Investigadores identificaram que o miliciano investia, havia pelo menos três anos, em compra de sítios, ranchos e haras, além de cavalos e projetos de vaquejadas. Foragido desde janeiro de 2019, capitão Adriano chegou a participar de competições de vaquejada, em diferentes Estados do Nordeste. Usou, em algumas delas, o nome Adriano da Nóbrega.
A apuração abrange possíveis bens em pelo menos quatro Estados: Rio, Bahia, Tocantins e Sergipe. Animais de raça, como os negociados, têm valores que variam de R$ 20 mil a R$ 100 mil.
Herdeiros
Com sua morte, familiares e aliados são considerados os “herdeiros” naturais do espólio de Adriano. No radar estão a mãe Raimunda Veras Magalhães, a ex-mulher Danielle Mendonça da Costa Nóbrega e duas irmãs, entre outros.
Negócios de restaurantes, lojas e empresas de serviços e de exportação podem ter sido usados para movimentar dinheiro e como forma de investimento. O objetivo da investigação, agora, é recuperar a fortuna adquirida com dinheiro de crimes e reverter para os cofres públicos, além de avançar sobre os métodos de lavagem de dinheiro da milícia e operadores e aliados que davam cobertura ao esquema.
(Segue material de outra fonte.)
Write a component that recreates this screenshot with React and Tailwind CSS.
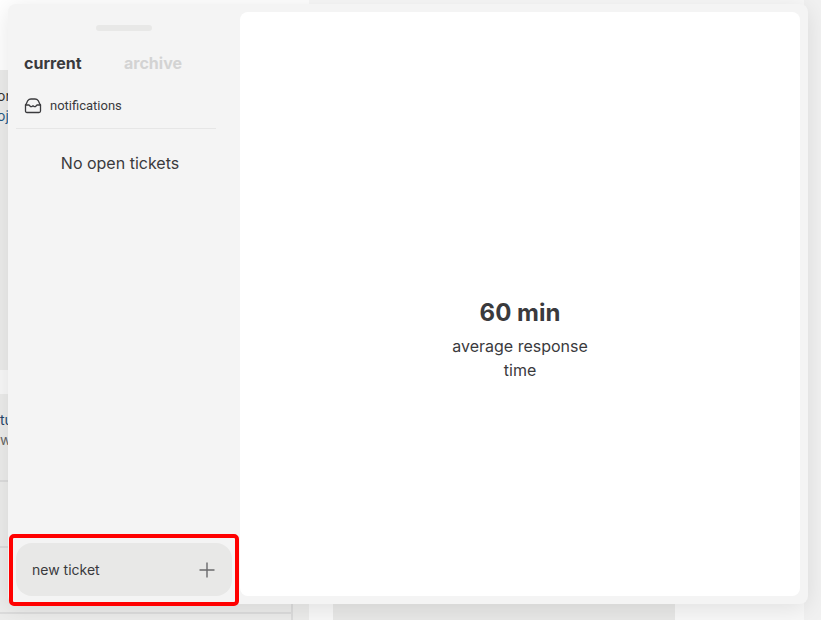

Nesse ponto, as investigações cruzam com apuração do Ministério Público do Rio de Janeiro sobre suposto esquema de “rachadinha” – apropriação de parte dos salários de servidores – no gabinete de Flávio Bolsonaro na Assembleia Legislativa , por meio do ex-assessor Fabrício Queiroz – que era amigo do capitão Adriano. A mãe e a ex-mulher do miliciano fazem parte do grupo de servidores que é alvo da investigação – que está parada por ordem do Tribunal de Justiça.
A morte de Adriano e a prisão dos principais líderes da milícia também podem desencadear uma disputa pelo “espólio de guerra” do grupo. Potenciais inimigos estão na mira de investigadores. Rio das Pedras tem mais de 70 mil moradores e cresceu sob o domínio de milícias.
O cenário na comunidade é incerto. Na semana passada, a prefeitura do Rio mandou retroescavadeiras entrar em Rio das Pedras para derrubar cerca de 200 barracas e casas irregulares erguidas na beira do córrego que são comercializadas por milicianos e recebem taxas dos ocupantes. As informações são do jornal O Estado de S. Paulo.